USA Growth outperformed USA Value in 2020-2021 at the fastest historical pace, resulting in relative valuation of Growth to Value reaching its highest point since 2000. However, in early 2022 we saw Value stocks come back into favour.

This prompted a well-documented rotation out of Growth and into Value.

 

A deeper look

This view of a Growth to Value rotation was not wrong but looking deeper provides a more complete picture including indicators that precipitated the rotation.

Dimensions of Value - Earnings Yield (EY), Long-Term Reversal (LTR) and Book-to-Price - all had a positive first quarter. In fact, EY and LTR have been the best performing factors in the year to date (YTD1).

As shown in the chart below, Growth has modestly declined, and the riskier Growth stocks suffered larger drawdowns. Why?

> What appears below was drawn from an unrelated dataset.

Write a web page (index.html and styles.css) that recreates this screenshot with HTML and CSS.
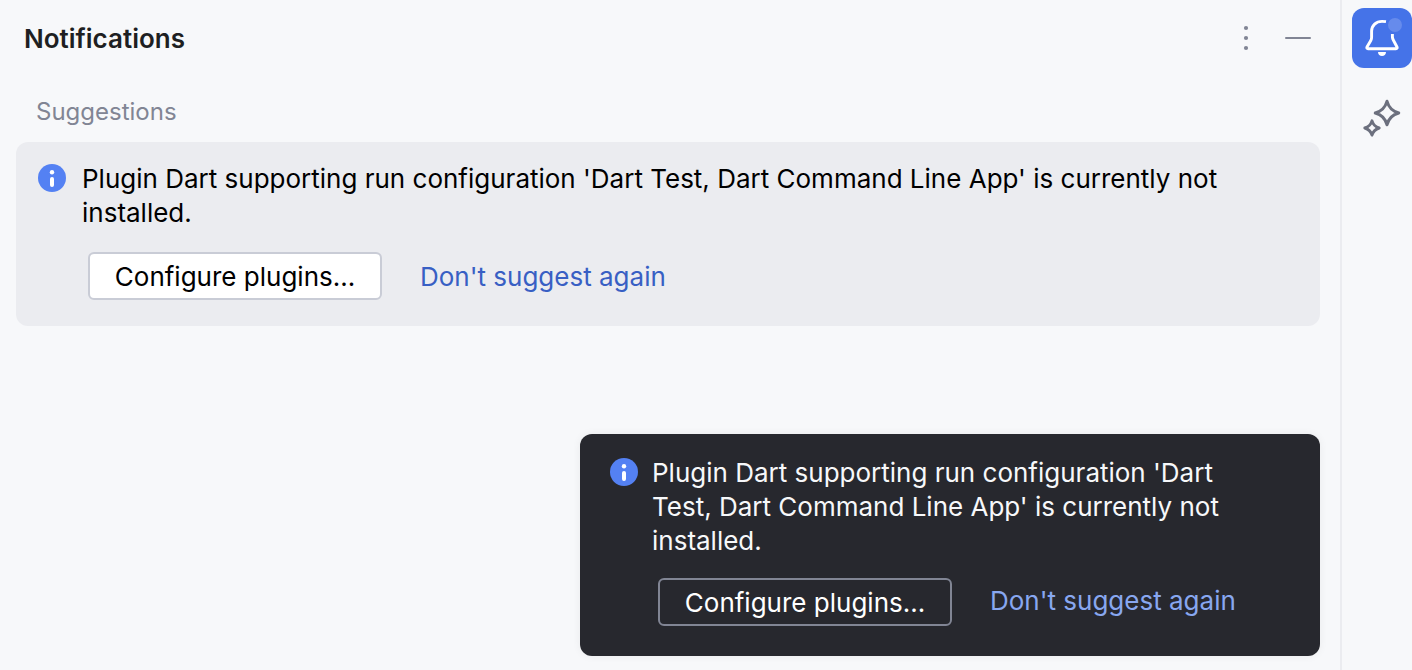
FILE: index.html
```html
<!DOCTYPE html>
<html lang="en">
<head>
    <meta charset="UTF-8">
    <meta name="viewport" content="width=device-width, initial-scale=1.0">
    <title>Notifications</title>
    <link rel="stylesheet" href="styles.css">
</head>
<body>
    <main class="panel">
        <header class="panel-header">
            <h1>Notifications</h1>
            <div class="panel-actions">
                <button type="button" class="icon-btn" aria-label="Options">
                    <svg width="32" height="32" viewBox="0 0 32 32" fill="#818594">
                        <circle cx="16" cy="6" r="2.1"/>
                        <circle cx="16" cy="16" r="2.1"/>
                        <circle cx="16" cy="26" r="2.1"/>
                    </svg>
                </button>
                <button type="button" class="icon-btn" aria-label="Hide">
                    <svg width="32" height="32" viewBox="0 0 32 32" fill="#818594">
                        <rect x="3" y="15" width="26" height="2" rx="1"/>
                    </svg>
                </button>
            </div>
        </header>

        <h2 class="section-title">Suggestions</h2>

        <section class="card">
            <svg class="info-icon" width="28" height="28" viewBox="0 0 28 28">
                <circle cx="14" cy="14" r="14" fill="#5481f3"/>
                <circle cx="14" cy="8.3" r="2.2" fill="#fff"/>
                <rect x="12" y="13" width="4" height="10" rx="2" fill="#fff"/>
            </svg>
            <div class="content">
                <p>Plugin Dart supporting run configuration 'Dart Test, Dart Command Line App' is currently not installed.</p>
                <div class="actions">
                    <button type="button" class="btn">Configure plugins...</button>
                    <a href="#" class="link">Don't suggest again</a>
                </div>
            </div>
        </section>

        <section class="balloon" role="alert">
            <svg class="info-icon" width="28" height="28" viewBox="0 0 28 28">
                <circle cx="14" cy="14" r="14" fill="#5481f3"/>
                <circle cx="14" cy="8.3" r="2.2" fill="#fff"/>
                <rect x="12" y="13" width="4" height="10" rx="2" fill="#fff"/>
            </svg>
            <div class="content">
                <p>Plugin Dart supporting run configuration 'Dart Test, Dart Command Line App' is currently not installed.</p>
                <div class="actions">
                    <button type="button" class="btn">Configure plugins...</button>
                    <a href="#" class="link">Don't suggest again</a>
                </div>
            </div>
        </section>
    </main>

    <nav class="toolbar">
        <button type="button" class="tool-btn active" aria-label="Notifications">
            <svg width="60" height="60" viewBox="0 0 60 60" fill="none">
                <path d="M34 13.6C32.8 13.4 31.5 13.4 30 13.4C24 13.4 19.8 17.4 19.6 23V29.5C19.6 30.6 19.3 31.6 18.8 32.6L15 39C14.5 40 15 40.7 16 40.7H44C45 40.7 45.5 40 45 39L41.3 32C40.7 31 40.5 30 40.4 29V26" stroke="#fff" stroke-width="2.9"/>
                <path d="M26 44H34C34 46.4 32.2 48 30 48C27.8 48 26 46.4 26 44Z" fill="#fff"/>
                <circle cx="43" cy="17" r="7" fill="#668bec"/>
            </svg>
        </button>
        <button type="button" class="tool-btn" aria-label="AI Assistant">
            <svg width="60" height="60" viewBox="0 0 60 60" fill="none" stroke="#6c707e" stroke-width="2.9" stroke-linejoin="round">
                <path d="M35 13.2C36.6 19.4 40.6 23.4 46.8 25C40.6 26.6 36.6 30.6 35 36.8C33.4 30.6 29.4 26.6 23.2 25C29.4 23.4 33.4 19.4 35 13.2Z"/>
                <path d="M20 32.8C21.2 36.8 23.2 38.8 27.2 40C23.2 41.2 21.2 43.2 20 47.2C18.8 43.2 16.8 41.2 12.8 40C16.8 38.8 18.8 36.8 20 32.8Z"/>
            </svg>
        </button>
    </nav>
</body>
</html>
```

FILE: styles.css
```css
:root {
    --bg: #f7f8fa;
    --border: #ebecf0;
    --card: #ebecf0;
    --balloon: #27282e;
    --accent: #4573e8;
    --link: #385fc4;
    --muted: #818594;
}
* {
    box-sizing: border-box;
}
body {
    margin: 0;
    min-height: 100vh;
    display: flex;
    background: var(--bg);
    color: #000;
    font-family: Inter, "Liberation Sans", sans-serif;
    font-size: 26px;
    line-height: 34px;
}
.panel {
    flex: 1;
    position: relative;
    padding: 0 20px 0 16px;
}
.panel-header {
    display: flex;
    justify-content: space-between;
    align-items: center;
    height: 76px;
    padding: 0 6px 0 8px;
}
h1 {
    margin: 0;
    padding-top: 2px;
    color: #1e1f22;
    font-size: 26px;
    font-weight: 600;
}
.panel-actions {
    display: flex;
    gap: 20px;
}
.icon-btn {
    display: flex;
    padding: 0;
    border: none;
    background: none;
    cursor: pointer;
}
.section-title {
    margin: 19px 0 13px;
    padding-left: 20px;
    color: var(--muted);
    font-size: 24px;
    font-weight: 400;
}
.card {
    display: flex;
    gap: 16px;
    padding: 20px 22px 26px;
    border-radius: 12px;
    background: var(--card);
}
.info-icon {
    flex: none;
    margin-top: 2px;
}
.content {
    flex: 1;
}
.content p {
    margin: 0;
}
.actions {
    display: flex;
    align-items: center;
    gap: 38px;
    margin-top: 22px;
    padding-left: 6px;
}
.btn {
    width: 294px;
    height: 48px;
    padding: 2px 0 0;
    border: 2px solid #c9ccd6;
    border-radius: 6px;
    background: #fff;
    color: #000;
    font: inherit;
    cursor: pointer;
}
.link {
    padding-top: 2px;
    color: var(--link);
    text-decoration: none;
}
/* popup over the panel */
.balloon {
    position: absolute;
    right: 20px;
    bottom: 14px;
    display: flex;
    gap: 14px;
    width: 740px;
    padding: 22px 80px 30px 30px;
    border-radius: 12px;
    background: var(--balloon);
    color: #f7f8fa;
    box-shadow: 0 0 8px rgba(0, 0, 0, 0.06);
}
.balloon .actions {
    margin-top: 20px;
}
.balloon .btn {
    border-color: #818594;
    background: none;
    color: #fff;
}
.balloon .link {
    padding: 0 0 2px;
    color: #88a7f0;
}
.toolbar {
    display: flex;
    flex-direction: column;
    gap: 20px;
    padding: 8px 0 0 10px;
    border-left: 2px solid var(--border);
}
.tool-btn {
    width: 60px;
    height: 60px;
    padding: 0;
    border: none;
    border-radius: 12px;
    background: none;
    cursor: pointer;
}
.tool-btn.active {
    background: var(--accent);
}
.tool-btn svg {
    display: block;
}
```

The Residual Volatility factor, which measures the level of security-specific (or idiosyncratic in technical parlance) risk, has been the weakest performance YTD1.

Pure Factor performance

Pure Factor Performance

1. Data as of February 28, 2022

As shown in the chart below, the constituents of the MSCI USA Growth Index with the highest exposure to the Residual Volatility factor sharply declined through the end of February, indicating that the riskiest growth stocks suffered the larger drawdowns, on average.

Top 20 MSCI USA Growth stocks with highest residual volatility exposure return

Top 20 MSCI USA Growth Stocks with Highest Residual Volatility Exposure Return

Going beyond the headlines and looking deeper allows investors to better understand the characteristics driving portfolio risk and return.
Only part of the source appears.